After the December book launch
he suggested a nearby pub;
going in we heard a stage whisper
from an old guy at the bar:
‘Christ! It’s the two Santas!’

Edwin Morgan was, I think, a mentor for, and major mainstay in, Whyte’s life and in the formation and early success of Whyte’s Mariscat Press. Morgan effectively treated the press as his Scottish publisher, and he’d long looked for a good Scottish publisher (as his 1962 essay ‘The Beatnik in the Kailyard’ shows). Whyte repays Morgan’s faith in him fully in some of these poems. With the characteristic archness of some of Morgan’s own poetry, Whyte’s ‘The Robin’s Complaint’ has this to say:

 […] magpies – loved by Edwin Morgan,
he would – where’s his robin poem?

Like Edwin Morgan, Whyte had a Classical education and wears his erudition beguilingly lightly and deftly. Perhaps the comical ‘Morgan on the Organ’ sums of much of what I really enjoyed about this collection.
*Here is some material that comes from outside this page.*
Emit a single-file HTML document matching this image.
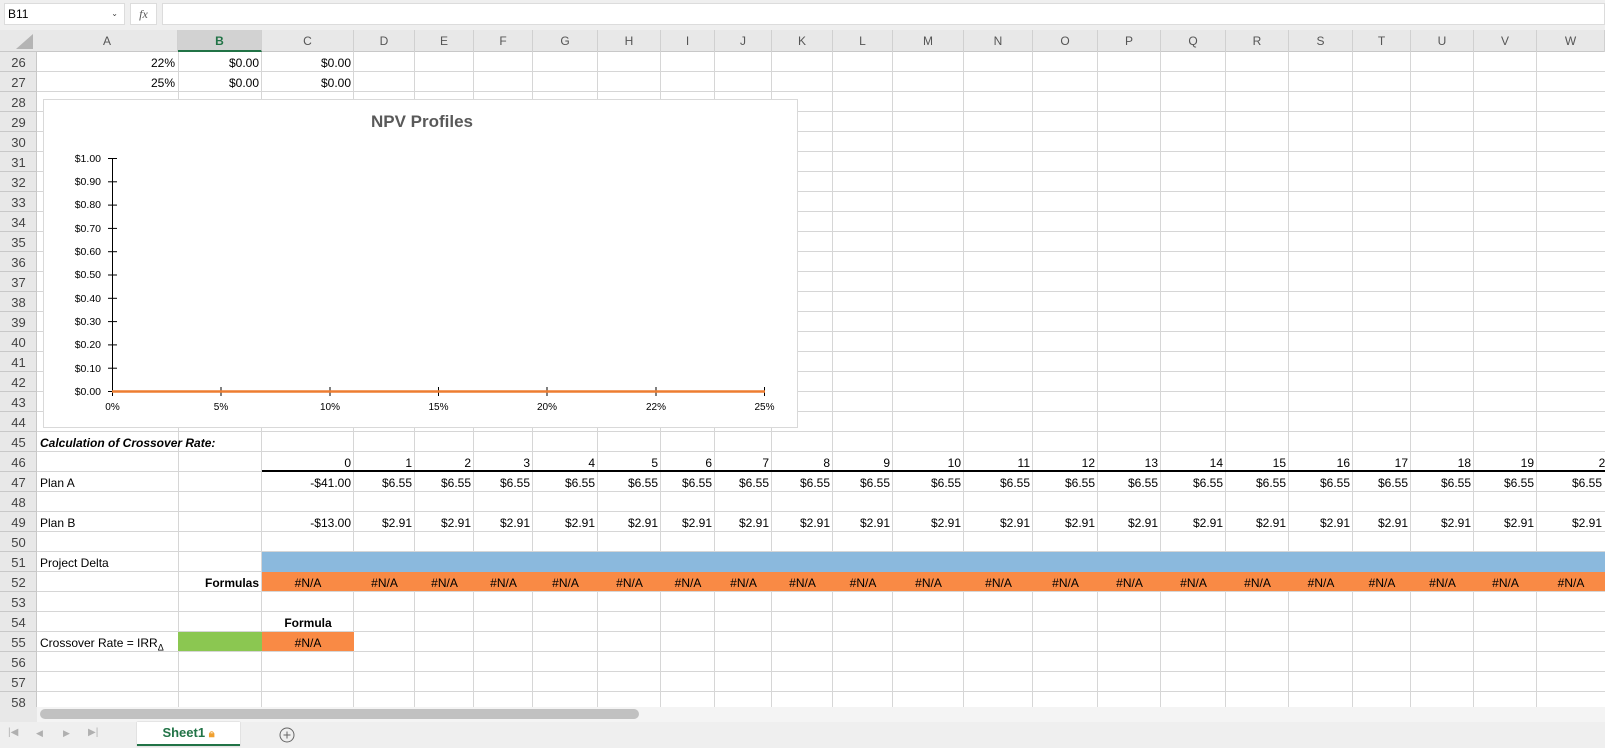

It’s the account of a bizarre dream that Whyte’s daughter had involving her father and Edwin Morgan reciting a poem while Morgan plays an accompaniment on the organ. Many poets might laugh at being told about such a dream and then forget all about it, but Whyte’s skill is in seeing its significance, in honouring the fleeting and often quirky aspects of our lives by rendering them into memorable and moving art:

In life he couldn’t
sing a note or play
an instrument
but loved music.

In our dreams
everything is possible,
living and dead
share a moment.

When she woke
she had forgotten
what tune what poem
but not the duet.

Whyte’s persona in his poems is one of a modest and unassuming observer and occasional participant, happy to be alive and grateful for what he has or has had. I began this review by saying that Whyte’s poems occupy a familiar terrain and are disarmingly domestic and approachable. But to underestimate his work on these grounds would be a mistake. The distant past might be a turbulent place where ‘you could have / your ears cropped / for publishing / seditious pamphlets’ but the speaker of ‘Paper Cut’ managed to cut his finger badly on a page of his own poetry pamphlet, ending with the ‘pleasing’ realisation that ‘the printed page / can still do damage’.